Culture Secretary Miller said that work is ongoing on the cross-party press regulation Royal Charter and that this scheme “continues to have cross-party support”. She said that an updated version of the cross-party Royal Charter is set to be published in due course.
But if that charter is rubber-stamped by the Privy Council later this year there seems little prospect that many newspapers would sign up to it.
Regional newspapers in particular have expressed alarm that a mandatory free libel arbitration service will be included in the new Parliament-backed regulator. They fear this would leave them open to “crippling costs”.
Newspaper owners are also concerned that under the Government scheme they would have no say over who runs the new regulator.
Here is the statement on press regulation from Maria Miller in full.
On 18 March 2013, we reached agreement about how we could deliver a new system of independent and robust self-regulation for the press as recommended in the report of Lord Justice Leveson. I want to update the House on developments since then.
The cross party agreement, which continues to have cross party support, included a Royal Charter to set up a verification body for a new independent press regulator; elements of legislation needed to secure the incentives for newspapers to participate; and a “no change” provision that protects the charter from future political interference. We have delivered those incentives through the provisions included in the Crime & Courts Act 2013 and the Enterprise and Regulatory Reform Act 2013.

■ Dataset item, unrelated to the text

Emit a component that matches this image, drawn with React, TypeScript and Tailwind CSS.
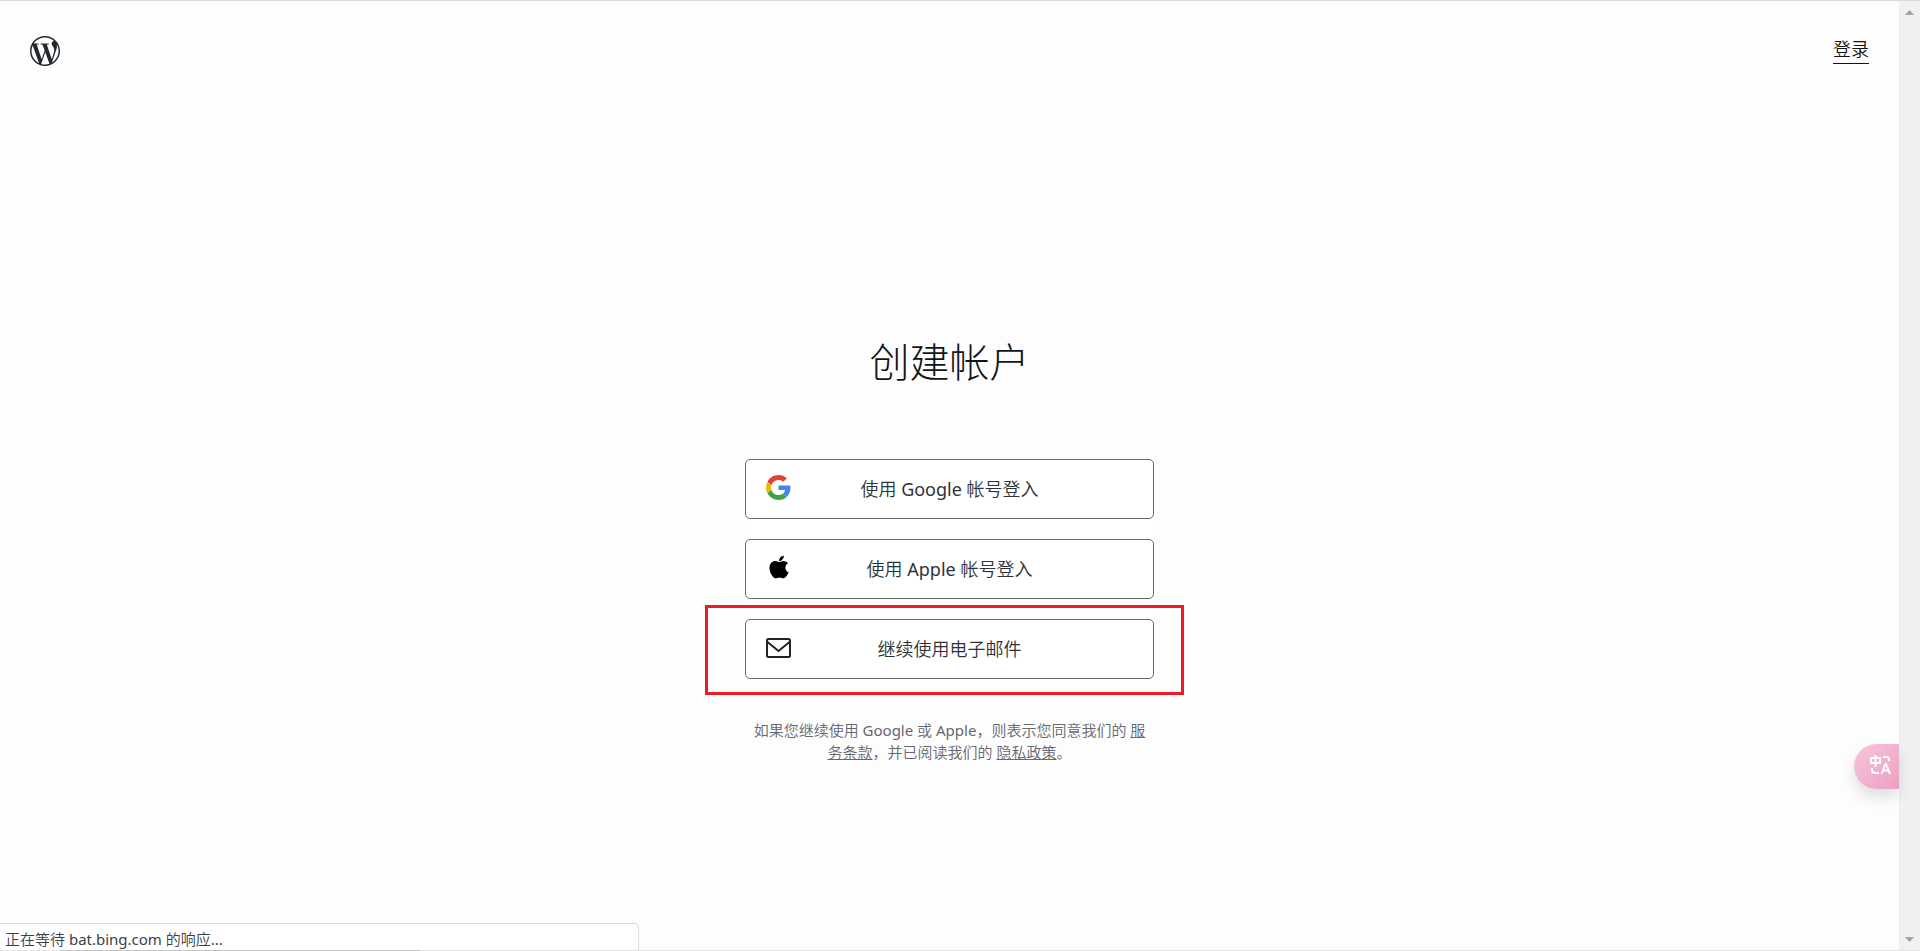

On 30 April 2013, the Press Standards Board of Finance (PressBoF) formally petitioned the Privy Council Office with an alternative draft Royal Charter . When any petition for a Royal Charter is received by the Privy Council Office (PCO) it asks for an initial view from relevant Government departments. This guides whether the Royal Charter should go forward for Privy Council consideration. On this occasion, Government has also taken advice from Counsel to ensure the procedure it follows is robust.
I will be requesting that the petition is added to the list of Privy Council business.
Cross-party discussions on the royal charter concluded on 18 March and a copy of that Charter was deposited in the libraries of both Houses. Work has continued to prepare the charter published on 18 March for formal submission to the Privy Council. Following the vote in the Scottish Parliament on 30 April, discussions have been held with the Scottish Government about the technical changes necessary to ensure its application in Scotland. The Commissioner for Public Appointments, who carries specific responsibilities under the Charter, has also been consulted. Finally, a legal technical review of the Charter has been undertaken as part of an overall assurance process. I will be publishing an updated version of the cross-party Charter in due course.
We continue to support implementing the system of tough, independent self-regulation that Lord Justice Leveson recommended that protects a free press and delivers for the public and, especially those who are victims of press abuse. The Press are making progress on setting up their self-regulator, which is an integral part of the process outlined by the Leveson report.